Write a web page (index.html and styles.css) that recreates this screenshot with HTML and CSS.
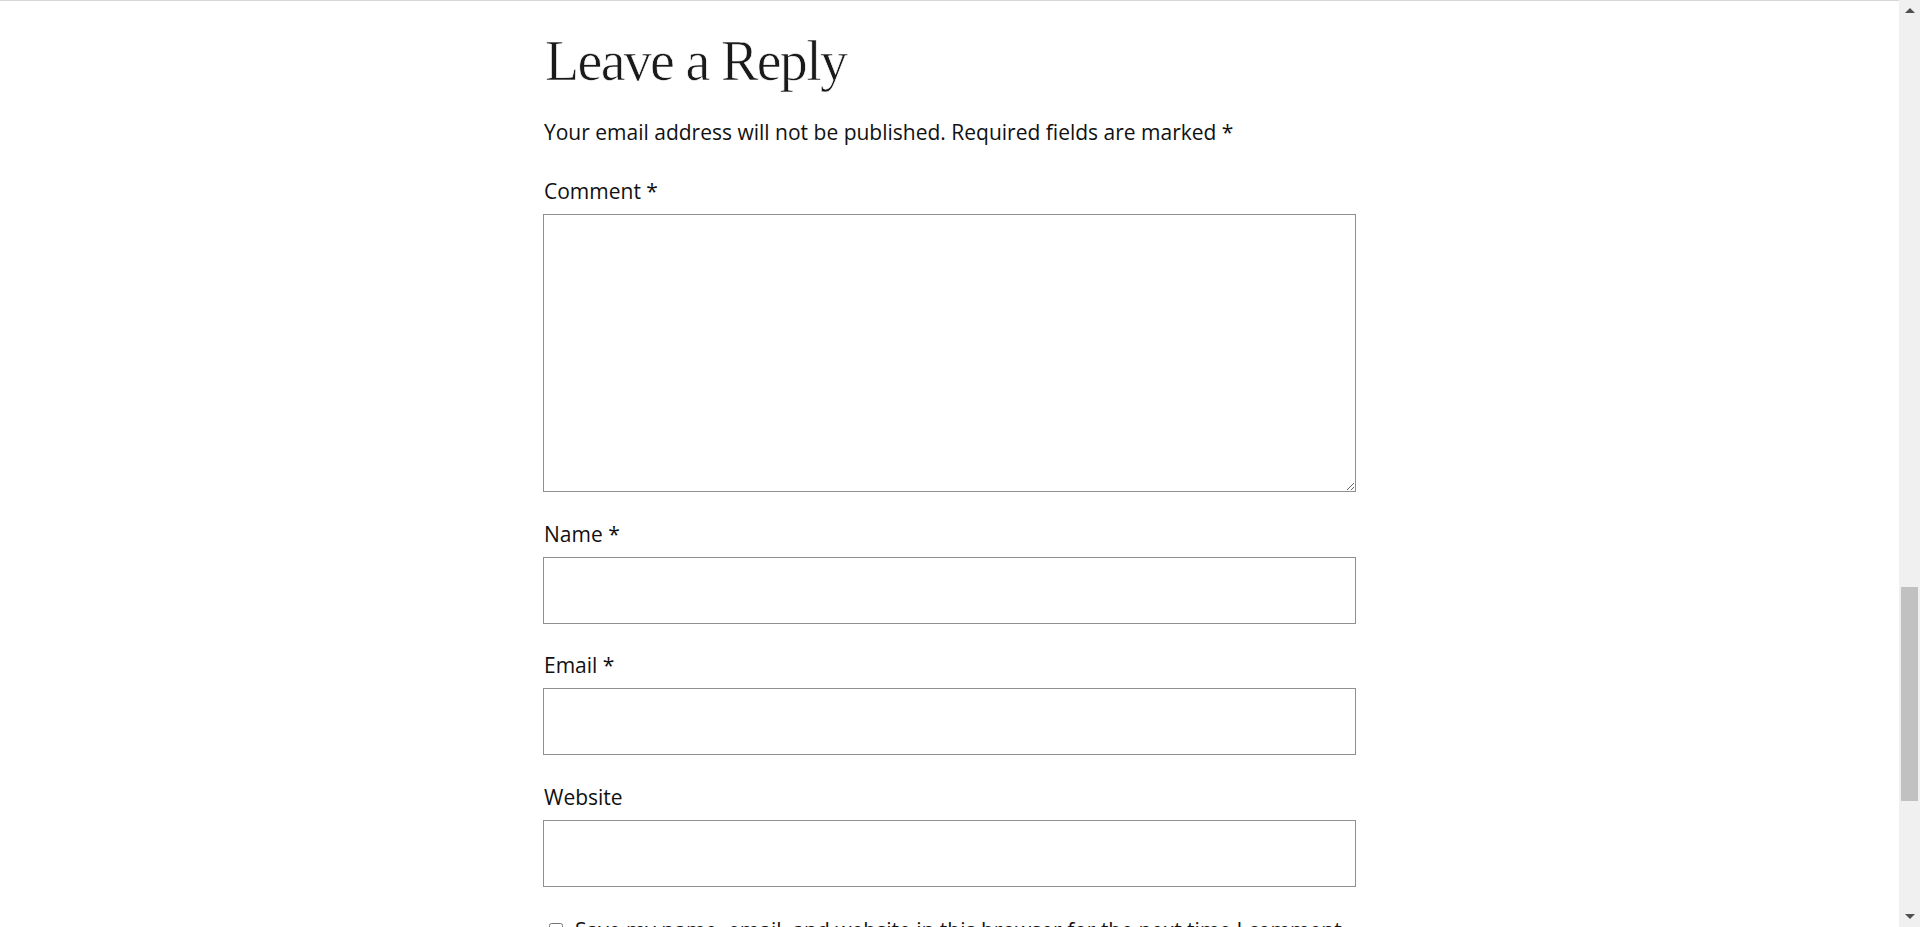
FILE: index.html
```html
<!DOCTYPE html>
<html lang="en">
<head>
<meta charset="utf-8">
<title>Leave a Reply</title>
<link rel="stylesheet" href="styles.css">
</head>
<body>
<div class="topline"></div>
<main class="page">
  <section class="reply">
    <h2 class="reply-title">Leave a Reply</h2>
    <form class="comment-form">
      <p class="notes">Your email address will not be published. Required fields are marked *</p>
      <div class="field">
        <label class="label" for="comment">Comment *</label>
        <textarea id="comment" class="textarea"></textarea>
      </div>
      <div class="field">
        <label class="label" for="author">Name *</label>
        <input id="author" class="input" type="text">
      </div>
      <div class="field">
        <label class="label" for="email">Email *</label>
        <input id="email" class="input" type="text">
      </div>
      <div class="field">
        <label class="label" for="url">Website</label>
        <input id="url" class="input" type="text">
      </div>
      <div class="cookies">
        <input id="save" class="checkbox" type="checkbox">
        <label for="save" class="cookies-label">Save my name, email, and website in this browser for the next time I comment.</label>
      </div>
    </form>
  </section>
</main>
<div class="scrollbar">
  <div class="arrow arrow-up"></div>
  <div class="track"><div class="thumb"></div></div>
  <div class="arrow arrow-down"></div>
</div>
</body>
</html>
```

FILE: styles.css
```css
html, body {
  margin: 0;
  padding: 0;
  background: #ffffff;
  overflow: hidden;
  height: 100%;
}

body {
  font-family: "Open Sans", "Noto Sans", sans-serif;
  font-size: 21px;
  color: #111111;
}

.topline {
  height: 1px;
  background: #d6d6d6;
  margin-right: 21px;
}

.page {
  margin-right: 21px;
  display: flex;
  justify-content: center;
}

.reply {
  width: 813px;
  padding-top: 27px;
}

.reply-title {
  margin: 0;
  font-family: "Liberation Serif", "DejaVu Serif", serif;
  font-weight: 300;
  font-size: 56px;
  line-height: 67px;
  letter-spacing: -1.7px;
  color: #1a1a1a;
  -webkit-text-stroke: 0.7px #ffffff;
  padding-left: 2px;
}

.comment-form {
  display: flex;
  flex-direction: column;
}

.notes {
  margin: 21px 0 0 0;
  line-height: 32px;
  padding-left: 1px;
}

.field {
  display: flex;
  flex-direction: column;
  gap: 7px;
  margin-top: 27px;
}

.field + .field {
  margin-top: 25.5px;
}

.label {
  line-height: 32px;
  padding-left: 1px;
}

.textarea,
.input {
  display: block;
  box-sizing: border-box;
  width: 100%;
  margin: 0;
  border: 1px solid #8f8f8f;
  border-radius: 0;
  background: #ffffff;
  font: inherit;
  padding: 10px 16px;
}

.textarea {
  height: 278px;
  resize: vertical;
}

.input {
  height: 67px;
}

.cookies {
  display: flex;
  align-items: flex-start;
  gap: 12px;
  margin-top: 27px;
  padding-left: 6px;
  white-space: nowrap;
}

.checkbox {
  flex: none;
  width: 14px;
  height: 14px;
  margin: 9px 0 0 0;
}

.cookies-label {
  line-height: 32px;
}

.scrollbar {
  position: fixed;
  top: 0;
  right: 0;
  width: 21px;
  height: 100%;
  background: #f0f0f0;
  display: flex;
  flex-direction: column;
}

.track {
  flex: 1;
  position: relative;
}

.thumb {
  position: absolute;
  left: 2px;
  right: 2px;
  top: 566px;
  height: 214px;
  background: #c1c1c1;
}

.arrow {
  height: 21px;
  display: flex;
  align-items: center;
  justify-content: center;
}

.arrow-up::before {
  content: "";
  border-left: 5px solid transparent;
  border-right: 5px solid transparent;
  border-bottom: 5px solid #505050;
}

.arrow-down::before {
  content: "";
  border-left: 5px solid transparent;
  border-right: 5px solid transparent;
  border-top: 5px solid #505050;
}
```
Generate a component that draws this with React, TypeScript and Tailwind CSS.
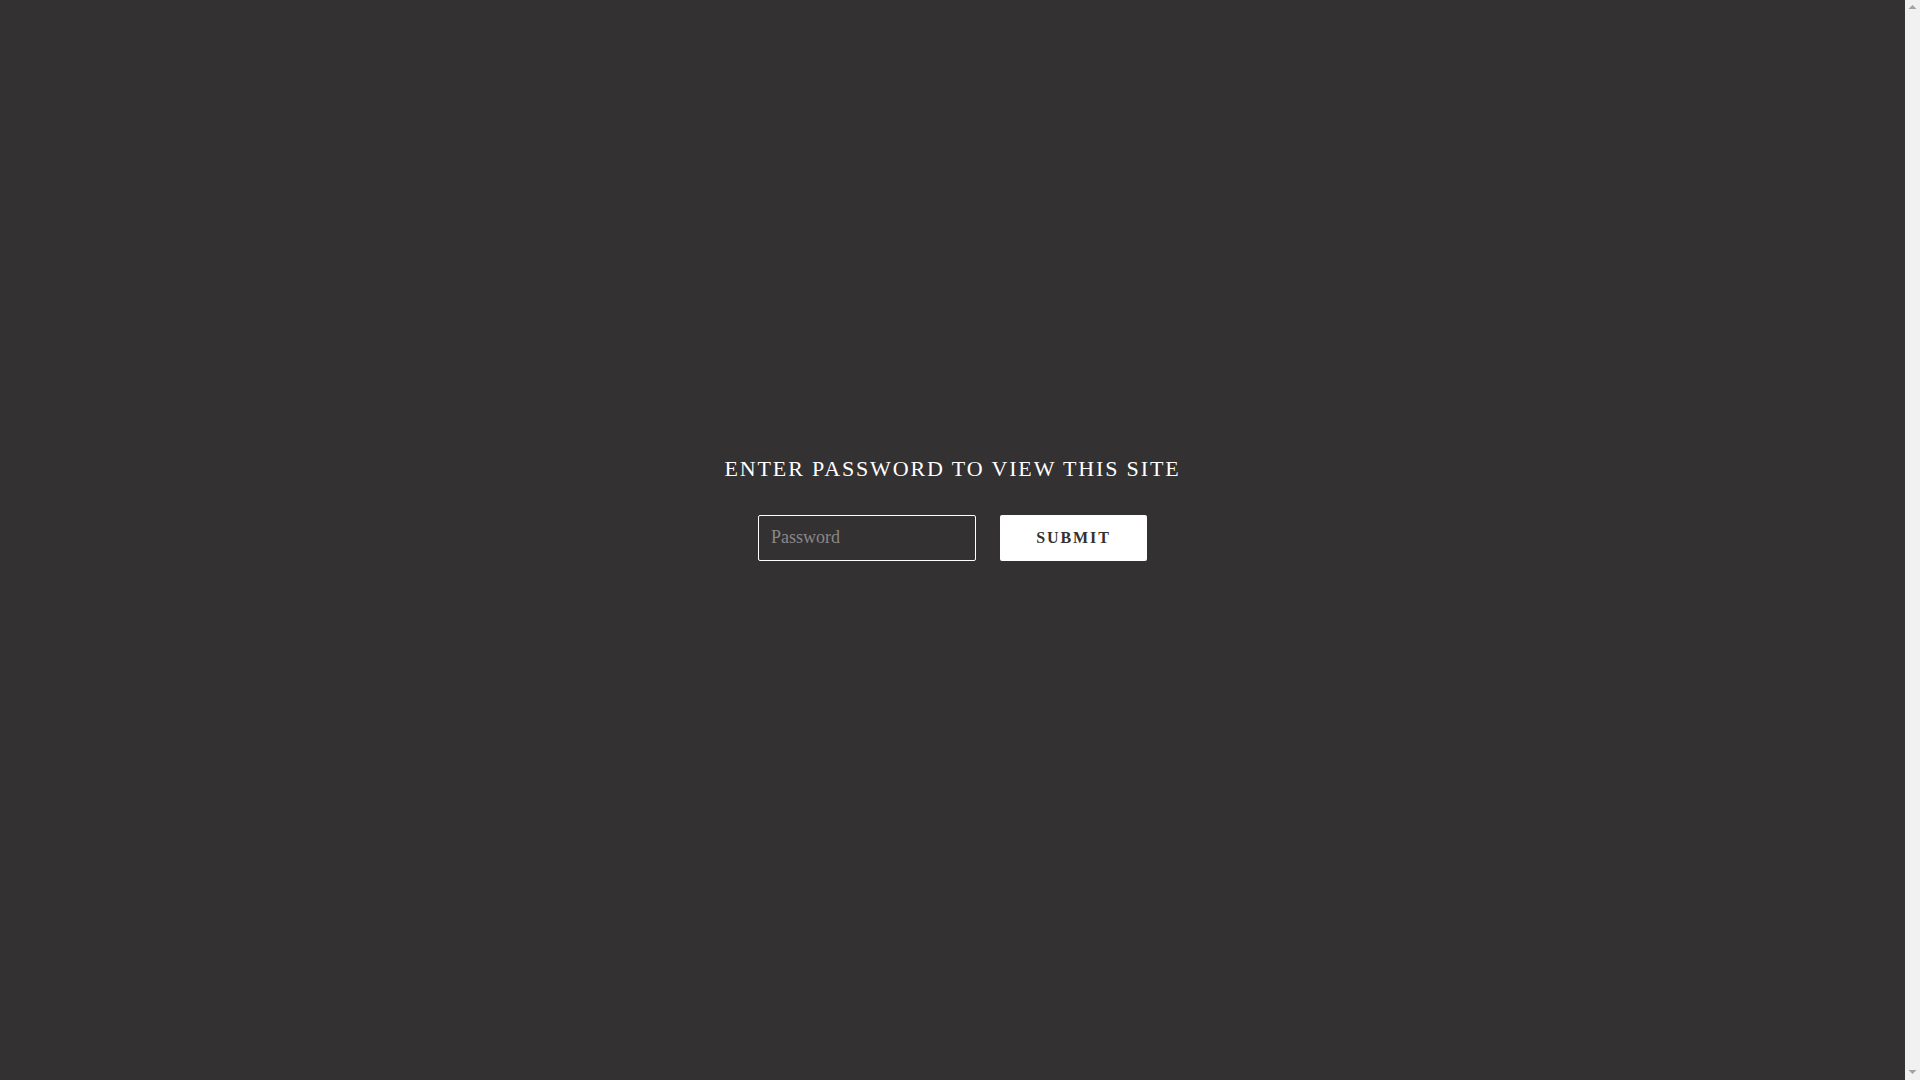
import React from 'react';

const Arrow: React.FC<{ down?: boolean }> = ({ down }) => (
  <svg width="15" height="15" viewBox="0 0 15 15" className="block">
    {down ? (
      <polygon points="3.5,5 11.5,5 7.5,9" fill="#a3a3a3" />
    ) : (
      <polygon points="7.5,5 11.5,9 3.5,9" fill="#a3a3a3" />
    )}
  </svg>
);

const App: React.FC = () => {
  return (
    <div
      className="flex h-screen w-full bg-[#333132] text-white"
      style={{ fontFamily: '"Liberation Serif", "Times New Roman", serif' }}
    >
      <div className="flex h-full flex-1 flex-col items-center justify-center pb-[64px]">
        <h2 className="text-[22px] leading-[1.3] tracking-[0.085em] uppercase">Enter password to view this site</h2>

        <form className="mt-[32px] flex items-center gap-[24px]" onSubmit={(e) => e.preventDefault()}>
          <input
            type="password"
            placeholder="Password"
            className="h-[46px] w-[218px] rounded-[2px] border border-white bg-transparent px-[12px] pb-[2px] text-[18px] text-white placeholder:text-[#8a8889] focus:outline-none"
          />
          <button
            type="submit"
            className="h-[46px] w-[147px] rounded-[2px] bg-white text-[16px] font-bold tracking-[0.12em] text-[#333132] uppercase"
          >
            Submit
          </button>
        </form>
      </div>

      {/* scrollbar track */}
      <div className="flex h-full w-[15px] shrink-0 flex-col justify-between bg-[#f1f1f1]">
        <Arrow />
        <Arrow down />
      </div>
    </div>
  );
};

export default App;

----------

[EXERCISE] Images do not belong in the copy; reproduce all other parts of the records above verbatim.

[WRITTEN RESPONSE]
Write a web page (index.html and styles.css) that recreates this screenshot with HTML and CSS.
FILE: index.html
```html
<!DOCTYPE html>
<html lang="en">
<head>
<meta charset="utf-8">
<title>Leave a Reply</title>
<link rel="stylesheet" href="styles.css">
</head>
<body>
<div class="topline"></div>
<main class="page">
  <section class="reply">
    <h2 class="reply-title">Leave a Reply</h2>
    <form class="comment-form">
      <p class="notes">Your email address will not be published. Required fields are marked *</p>
      <div class="field">
        <label class="label" for="comment">Comment *</label>
        <textarea id="comment" class="textarea"></textarea>
      </div>
      <div class="field">
        <label class="label" for="author">Name *</label>
        <input id="author" class="input" type="text">
      </div>
      <div class="field">
        <label class="label" for="email">Email *</label>
        <input id="email" class="input" type="text">
      </div>
      <div class="field">
        <label class="label" for="url">Website</label>
        <input id="url" class="input" type="text">
      </div>
      <div class="cookies">
        <input id="save" class="checkbox" type="checkbox">
        <label for="save" class="cookies-label">Save my name, email, and website in this browser for the next time I comment.</label>
      </div>
    </form>
  </section>
</main>
<div class="scrollbar">
  <div class="arrow arrow-up"></div>
  <div class="track"><div class="thumb"></div></div>
  <div class="arrow arrow-down"></div>
</div>
</body>
</html>
```

FILE: styles.css
```css
html, body {
  margin: 0;
  padding: 0;
  background: #ffffff;
  overflow: hidden;
  height: 100%;
}

body {
  font-family: "Open Sans", "Noto Sans", sans-serif;
  font-size: 21px;
  color: #111111;
}

.topline {
  height: 1px;
  background: #d6d6d6;
  margin-right: 21px;
}

.page {
  margin-right: 21px;
  display: flex;
  justify-content: center;
}

.reply {
  width: 813px;
  padding-top: 27px;
}

.reply-title {
  margin: 0;
  font-family: "Liberation Serif", "DejaVu Serif", serif;
  font-weight: 300;
  font-size: 56px;
  line-height: 67px;
  letter-spacing: -1.7px;
  color: #1a1a1a;
  -webkit-text-stroke: 0.7px #ffffff;
  padding-left: 2px;
}

.comment-form {
  display: flex;
  flex-direction: column;
}

.notes {
  margin: 21px 0 0 0;
  line-height: 32px;
  padding-left: 1px;
}

.field {
  display: flex;
  flex-direction: column;
  gap: 7px;
  margin-top: 27px;
}

.field + .field {
  margin-top: 25.5px;
}

.label {
  line-height: 32px;
  padding-left: 1px;
}

.textarea,
.input {
  display: block;
  box-sizing: border-box;
  width: 100%;
  margin: 0;
  border: 1px solid #8f8f8f;
  border-radius: 0;
  background: #ffffff;
  font: inherit;
  padding: 10px 16px;
}

.textarea {
  height: 278px;
  resize: vertical;
}

.input {
  height: 67px;
}

.cookies {
  display: flex;
  align-items: flex-start;
  gap: 12px;
  margin-top: 27px;
  padding-left: 6px;
  white-space: nowrap;
}

.checkbox {
  flex: none;
  width: 14px;
  height: 14px;
  margin: 9px 0 0 0;
}

.cookies-label {
  line-height: 32px;
}

.scrollbar {
  position: fixed;
  top: 0;
  right: 0;
  width: 21px;
  height: 100%;
  background: #f0f0f0;
  display: flex;
  flex-direction: column;
}

.track {
  flex: 1;
  position: relative;
}

.thumb {
  position: absolute;
  left: 2px;
  right: 2px;
  top: 566px;
  height: 214px;
  background: #c1c1c1;
}

.arrow {
  height: 21px;
  display: flex;
  align-items: center;
  justify-content: center;
}

.arrow-up::before {
  content: "";
  border-left: 5px solid transparent;
  border-right: 5px solid transparent;
  border-bottom: 5px solid #505050;
}

.arrow-down::before {
  content: "";
  border-left: 5px solid transparent;
  border-right: 5px solid transparent;
  border-top: 5px solid #505050;
}
```
Generate a component that draws this with React, TypeScript and Tailwind CSS.
import React from 'react';

const Arrow: React.FC<{ down?: boolean }> = ({ down }) => (
  <svg width="15" height="15" viewBox="0 0 15 15" className="block">
    {down ? (
      <polygon points="3.5,5 11.5,5 7.5,9" fill="#a3a3a3" />
    ) : (
      <polygon points="7.5,5 11.5,9 3.5,9" fill="#a3a3a3" />
    )}
  </svg>
);

const App: React.FC = () => {
  return (
    <div
      className="flex h-screen w-full bg-[#333132] text-white"
      style={{ fontFamily: '"Liberation Serif", "Times New Roman", serif' }}
    >
      <div className="flex h-full flex-1 flex-col items-center justify-center pb-[64px]">
        <h2 className="text-[22px] leading-[1.3] tracking-[0.085em] uppercase">Enter password to view this site</h2>

        <form className="mt-[32px] flex items-center gap-[24px]" onSubmit={(e) => e.preventDefault()}>
          <input
            type="password"
            placeholder="Password"
            className="h-[46px] w-[218px] rounded-[2px] border border-white bg-transparent px-[12px] pb-[2px] text-[18px] text-white placeholder:text-[#8a8889] focus:outline-none"
          />
          <button
            type="submit"
            className="h-[46px] w-[147px] rounded-[2px] bg-white text-[16px] font-bold tracking-[0.12em] text-[#333132] uppercase"
          >
            Submit
          </button>
        </form>
      </div>

      {/* scrollbar track */}
      <div className="flex h-full w-[15px] shrink-0 flex-col justify-between bg-[#f1f1f1]">
        <Arrow />
        <Arrow down />
      </div>
    </div>
  );
};

export default App;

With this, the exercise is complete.